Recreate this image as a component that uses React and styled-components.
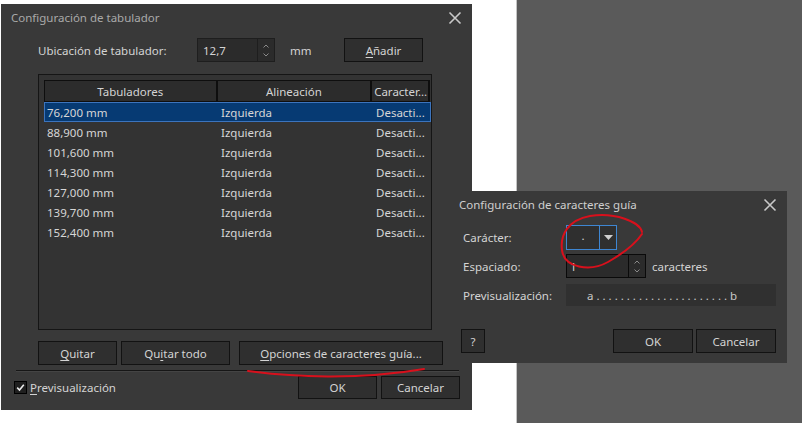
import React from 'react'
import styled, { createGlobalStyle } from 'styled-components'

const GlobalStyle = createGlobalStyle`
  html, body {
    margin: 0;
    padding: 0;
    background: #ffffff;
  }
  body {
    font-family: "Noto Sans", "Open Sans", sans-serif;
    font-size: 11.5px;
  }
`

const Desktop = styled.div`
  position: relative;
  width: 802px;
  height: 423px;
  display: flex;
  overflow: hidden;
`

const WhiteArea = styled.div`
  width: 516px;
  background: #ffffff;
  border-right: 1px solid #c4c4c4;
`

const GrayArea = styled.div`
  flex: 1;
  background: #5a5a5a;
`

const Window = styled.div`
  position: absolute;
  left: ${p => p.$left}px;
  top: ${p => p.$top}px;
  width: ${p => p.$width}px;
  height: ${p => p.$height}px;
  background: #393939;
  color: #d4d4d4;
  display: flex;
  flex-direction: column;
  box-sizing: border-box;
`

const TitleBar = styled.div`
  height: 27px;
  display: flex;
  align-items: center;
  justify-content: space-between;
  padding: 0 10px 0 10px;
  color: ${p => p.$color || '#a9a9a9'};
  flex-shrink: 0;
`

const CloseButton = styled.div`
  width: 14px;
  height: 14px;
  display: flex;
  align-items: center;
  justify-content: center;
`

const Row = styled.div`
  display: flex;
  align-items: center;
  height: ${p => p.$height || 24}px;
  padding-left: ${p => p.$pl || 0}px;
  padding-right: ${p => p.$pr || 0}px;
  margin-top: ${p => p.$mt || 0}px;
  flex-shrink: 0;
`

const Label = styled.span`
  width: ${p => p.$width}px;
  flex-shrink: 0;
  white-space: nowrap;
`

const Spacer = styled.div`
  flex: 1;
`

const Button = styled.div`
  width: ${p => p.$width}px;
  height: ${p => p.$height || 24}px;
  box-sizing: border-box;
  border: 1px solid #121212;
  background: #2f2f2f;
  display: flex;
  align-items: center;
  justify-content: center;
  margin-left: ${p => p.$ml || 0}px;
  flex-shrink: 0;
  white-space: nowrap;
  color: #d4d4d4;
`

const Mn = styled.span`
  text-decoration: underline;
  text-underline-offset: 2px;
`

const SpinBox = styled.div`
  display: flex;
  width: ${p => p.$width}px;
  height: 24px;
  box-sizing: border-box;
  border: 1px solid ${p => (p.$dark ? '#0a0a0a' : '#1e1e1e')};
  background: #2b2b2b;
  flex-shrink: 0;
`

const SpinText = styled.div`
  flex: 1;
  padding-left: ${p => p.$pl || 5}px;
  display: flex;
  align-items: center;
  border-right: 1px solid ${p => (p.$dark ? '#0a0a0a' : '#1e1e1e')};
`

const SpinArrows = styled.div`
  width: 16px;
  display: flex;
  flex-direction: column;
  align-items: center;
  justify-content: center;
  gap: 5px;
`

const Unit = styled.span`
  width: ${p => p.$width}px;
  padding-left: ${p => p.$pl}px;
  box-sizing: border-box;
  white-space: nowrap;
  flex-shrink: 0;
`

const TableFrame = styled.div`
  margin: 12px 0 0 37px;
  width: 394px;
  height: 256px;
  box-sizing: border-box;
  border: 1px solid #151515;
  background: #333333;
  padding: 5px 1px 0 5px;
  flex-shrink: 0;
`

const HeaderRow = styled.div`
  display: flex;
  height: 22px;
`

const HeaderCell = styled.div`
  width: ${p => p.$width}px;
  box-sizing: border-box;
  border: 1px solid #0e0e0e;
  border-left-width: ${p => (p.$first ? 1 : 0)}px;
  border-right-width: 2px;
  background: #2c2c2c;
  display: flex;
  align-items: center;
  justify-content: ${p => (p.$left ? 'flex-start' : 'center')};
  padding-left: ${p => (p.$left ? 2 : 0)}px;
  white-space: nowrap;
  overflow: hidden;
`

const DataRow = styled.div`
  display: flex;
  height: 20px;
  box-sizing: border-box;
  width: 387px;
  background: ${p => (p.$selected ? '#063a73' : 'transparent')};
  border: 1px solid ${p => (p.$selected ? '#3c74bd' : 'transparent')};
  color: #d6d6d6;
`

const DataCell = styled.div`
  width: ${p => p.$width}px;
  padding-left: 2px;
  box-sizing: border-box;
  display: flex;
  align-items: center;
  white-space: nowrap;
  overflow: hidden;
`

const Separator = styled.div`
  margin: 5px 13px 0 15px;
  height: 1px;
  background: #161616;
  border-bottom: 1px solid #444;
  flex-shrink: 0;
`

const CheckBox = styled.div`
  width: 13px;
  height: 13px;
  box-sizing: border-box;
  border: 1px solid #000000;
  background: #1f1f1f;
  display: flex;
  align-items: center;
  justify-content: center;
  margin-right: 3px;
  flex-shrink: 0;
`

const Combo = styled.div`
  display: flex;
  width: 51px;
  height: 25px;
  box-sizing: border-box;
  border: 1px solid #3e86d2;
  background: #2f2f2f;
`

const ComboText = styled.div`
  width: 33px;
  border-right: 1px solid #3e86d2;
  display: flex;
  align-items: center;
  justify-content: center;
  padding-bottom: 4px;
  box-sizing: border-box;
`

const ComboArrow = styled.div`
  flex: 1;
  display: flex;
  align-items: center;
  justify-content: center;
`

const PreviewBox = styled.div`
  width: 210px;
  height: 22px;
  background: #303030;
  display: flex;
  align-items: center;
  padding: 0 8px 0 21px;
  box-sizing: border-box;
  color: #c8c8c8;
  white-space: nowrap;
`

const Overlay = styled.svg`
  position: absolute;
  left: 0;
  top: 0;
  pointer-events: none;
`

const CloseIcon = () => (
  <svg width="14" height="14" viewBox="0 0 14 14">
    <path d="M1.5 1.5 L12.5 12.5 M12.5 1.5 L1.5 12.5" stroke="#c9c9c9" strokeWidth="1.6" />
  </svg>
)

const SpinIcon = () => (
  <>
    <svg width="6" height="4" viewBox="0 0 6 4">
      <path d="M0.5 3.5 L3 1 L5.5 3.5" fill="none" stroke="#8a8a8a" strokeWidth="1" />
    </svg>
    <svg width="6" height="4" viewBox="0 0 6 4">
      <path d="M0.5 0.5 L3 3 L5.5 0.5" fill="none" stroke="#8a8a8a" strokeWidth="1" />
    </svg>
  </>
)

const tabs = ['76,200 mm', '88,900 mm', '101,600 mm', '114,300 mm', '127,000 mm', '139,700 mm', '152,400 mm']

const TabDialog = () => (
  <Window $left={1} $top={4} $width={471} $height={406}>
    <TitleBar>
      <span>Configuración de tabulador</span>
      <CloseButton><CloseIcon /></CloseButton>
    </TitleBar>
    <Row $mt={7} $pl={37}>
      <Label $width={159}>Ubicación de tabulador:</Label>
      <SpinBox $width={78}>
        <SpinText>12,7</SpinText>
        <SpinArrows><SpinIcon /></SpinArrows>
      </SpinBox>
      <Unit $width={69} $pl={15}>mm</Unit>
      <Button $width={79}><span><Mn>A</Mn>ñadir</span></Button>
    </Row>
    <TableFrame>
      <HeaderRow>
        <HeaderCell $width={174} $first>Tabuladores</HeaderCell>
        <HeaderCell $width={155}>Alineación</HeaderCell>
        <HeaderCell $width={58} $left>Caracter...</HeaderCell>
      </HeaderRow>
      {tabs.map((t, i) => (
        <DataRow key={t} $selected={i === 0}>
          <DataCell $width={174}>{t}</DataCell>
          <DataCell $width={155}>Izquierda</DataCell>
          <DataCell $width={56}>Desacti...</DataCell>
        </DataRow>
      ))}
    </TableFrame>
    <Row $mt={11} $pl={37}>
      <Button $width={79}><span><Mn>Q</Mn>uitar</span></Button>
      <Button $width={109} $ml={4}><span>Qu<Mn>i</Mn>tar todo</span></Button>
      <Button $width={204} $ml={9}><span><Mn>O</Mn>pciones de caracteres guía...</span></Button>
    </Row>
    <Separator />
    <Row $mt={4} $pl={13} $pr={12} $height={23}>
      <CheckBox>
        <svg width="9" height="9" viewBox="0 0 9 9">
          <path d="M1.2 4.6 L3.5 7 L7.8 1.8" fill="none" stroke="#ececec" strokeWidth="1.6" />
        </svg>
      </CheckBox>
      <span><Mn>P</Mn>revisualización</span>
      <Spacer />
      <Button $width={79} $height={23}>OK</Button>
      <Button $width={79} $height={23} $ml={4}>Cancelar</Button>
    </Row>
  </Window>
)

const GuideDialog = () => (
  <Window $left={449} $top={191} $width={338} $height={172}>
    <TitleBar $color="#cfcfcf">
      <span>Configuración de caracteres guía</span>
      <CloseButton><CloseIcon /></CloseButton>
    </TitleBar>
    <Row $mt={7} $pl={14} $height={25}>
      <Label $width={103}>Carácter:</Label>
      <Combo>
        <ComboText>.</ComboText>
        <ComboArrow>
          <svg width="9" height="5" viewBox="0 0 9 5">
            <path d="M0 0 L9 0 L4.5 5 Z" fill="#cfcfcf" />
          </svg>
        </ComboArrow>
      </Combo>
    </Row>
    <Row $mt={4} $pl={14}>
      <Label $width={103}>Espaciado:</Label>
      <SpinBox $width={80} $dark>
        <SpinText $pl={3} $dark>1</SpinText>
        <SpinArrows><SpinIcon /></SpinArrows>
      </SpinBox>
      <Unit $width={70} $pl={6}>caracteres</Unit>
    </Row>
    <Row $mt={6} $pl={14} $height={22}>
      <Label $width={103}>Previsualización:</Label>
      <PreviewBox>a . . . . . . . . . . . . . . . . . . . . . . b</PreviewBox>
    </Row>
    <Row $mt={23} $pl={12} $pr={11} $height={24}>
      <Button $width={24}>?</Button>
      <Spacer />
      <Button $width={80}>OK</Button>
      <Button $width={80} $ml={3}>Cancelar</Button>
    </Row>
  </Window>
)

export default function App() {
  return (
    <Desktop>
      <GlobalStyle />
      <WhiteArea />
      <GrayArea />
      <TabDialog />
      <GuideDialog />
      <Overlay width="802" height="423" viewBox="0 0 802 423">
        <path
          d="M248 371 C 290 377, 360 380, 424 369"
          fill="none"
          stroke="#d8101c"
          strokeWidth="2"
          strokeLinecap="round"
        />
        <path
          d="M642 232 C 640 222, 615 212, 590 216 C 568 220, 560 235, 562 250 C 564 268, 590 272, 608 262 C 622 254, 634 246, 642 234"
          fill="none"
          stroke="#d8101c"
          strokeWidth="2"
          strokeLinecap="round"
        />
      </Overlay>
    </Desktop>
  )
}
________________________________________
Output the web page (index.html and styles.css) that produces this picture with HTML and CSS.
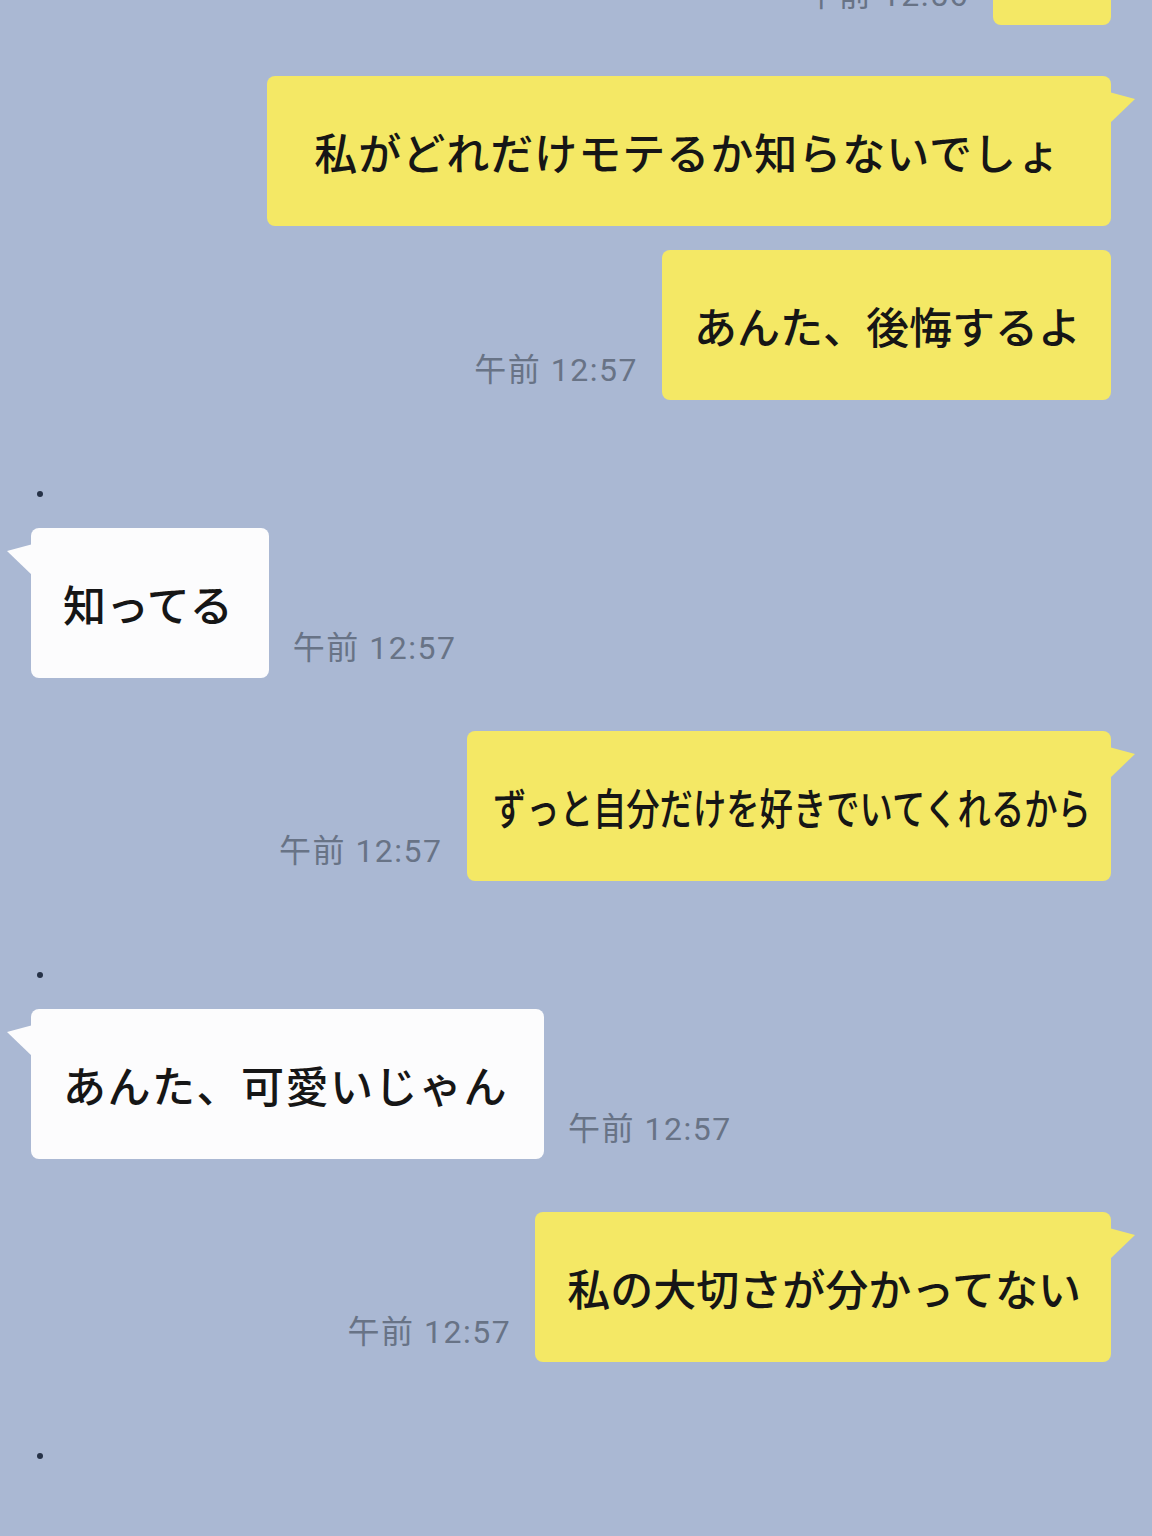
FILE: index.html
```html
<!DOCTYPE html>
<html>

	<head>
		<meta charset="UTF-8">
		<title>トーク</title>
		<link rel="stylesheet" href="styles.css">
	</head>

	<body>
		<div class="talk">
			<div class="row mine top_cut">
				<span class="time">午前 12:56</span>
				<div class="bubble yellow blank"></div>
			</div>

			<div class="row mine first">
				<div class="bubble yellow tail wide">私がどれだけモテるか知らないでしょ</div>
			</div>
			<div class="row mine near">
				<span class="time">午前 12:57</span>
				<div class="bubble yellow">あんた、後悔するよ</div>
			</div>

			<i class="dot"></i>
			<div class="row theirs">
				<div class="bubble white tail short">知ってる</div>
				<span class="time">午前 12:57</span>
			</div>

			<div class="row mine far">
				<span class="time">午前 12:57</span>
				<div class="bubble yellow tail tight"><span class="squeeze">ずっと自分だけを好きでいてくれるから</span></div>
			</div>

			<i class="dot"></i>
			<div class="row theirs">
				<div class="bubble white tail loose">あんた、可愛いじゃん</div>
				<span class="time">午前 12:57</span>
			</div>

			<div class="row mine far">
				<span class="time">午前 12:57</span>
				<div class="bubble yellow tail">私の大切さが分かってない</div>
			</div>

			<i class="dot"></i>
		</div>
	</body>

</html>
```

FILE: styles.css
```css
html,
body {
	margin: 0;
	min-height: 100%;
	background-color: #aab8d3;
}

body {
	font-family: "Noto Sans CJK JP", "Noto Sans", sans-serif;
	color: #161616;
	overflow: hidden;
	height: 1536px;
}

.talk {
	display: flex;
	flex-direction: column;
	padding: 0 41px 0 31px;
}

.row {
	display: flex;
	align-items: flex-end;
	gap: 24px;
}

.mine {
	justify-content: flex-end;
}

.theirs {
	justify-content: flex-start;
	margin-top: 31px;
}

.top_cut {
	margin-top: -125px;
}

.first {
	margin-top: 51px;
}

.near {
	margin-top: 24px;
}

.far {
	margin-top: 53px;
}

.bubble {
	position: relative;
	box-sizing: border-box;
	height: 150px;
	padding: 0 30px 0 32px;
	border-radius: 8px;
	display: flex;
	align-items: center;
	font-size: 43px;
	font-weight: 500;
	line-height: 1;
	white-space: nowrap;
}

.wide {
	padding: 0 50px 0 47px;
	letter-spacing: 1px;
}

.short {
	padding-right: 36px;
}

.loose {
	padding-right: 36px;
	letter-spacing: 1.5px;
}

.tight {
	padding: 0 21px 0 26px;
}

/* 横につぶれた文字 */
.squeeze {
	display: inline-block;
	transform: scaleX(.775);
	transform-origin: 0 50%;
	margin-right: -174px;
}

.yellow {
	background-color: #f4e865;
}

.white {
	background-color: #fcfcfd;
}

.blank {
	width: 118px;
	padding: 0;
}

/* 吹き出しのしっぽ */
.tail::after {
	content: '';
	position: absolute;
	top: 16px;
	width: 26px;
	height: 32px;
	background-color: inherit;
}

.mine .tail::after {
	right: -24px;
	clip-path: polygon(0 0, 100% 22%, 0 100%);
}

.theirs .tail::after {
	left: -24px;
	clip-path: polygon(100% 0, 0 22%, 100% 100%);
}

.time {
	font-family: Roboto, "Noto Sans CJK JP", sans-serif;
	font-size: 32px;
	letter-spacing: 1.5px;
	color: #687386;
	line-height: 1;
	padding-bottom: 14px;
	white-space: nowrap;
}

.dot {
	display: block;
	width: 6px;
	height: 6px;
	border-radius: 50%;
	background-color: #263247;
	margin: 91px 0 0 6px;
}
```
________________________________________
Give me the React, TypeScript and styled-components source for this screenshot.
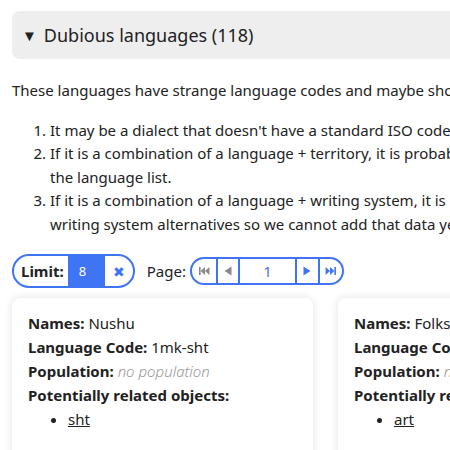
________________________________________
**Exercise**:
Which lines hold the word "this"? Copy all of them.

**Result of the exercise**:
Recreate this image as a component that uses React and styled-components.
Output the web page (index.html and styles.css) that produces this picture with HTML and CSS.
Give me the React, TypeScript and styled-components source for this screenshot.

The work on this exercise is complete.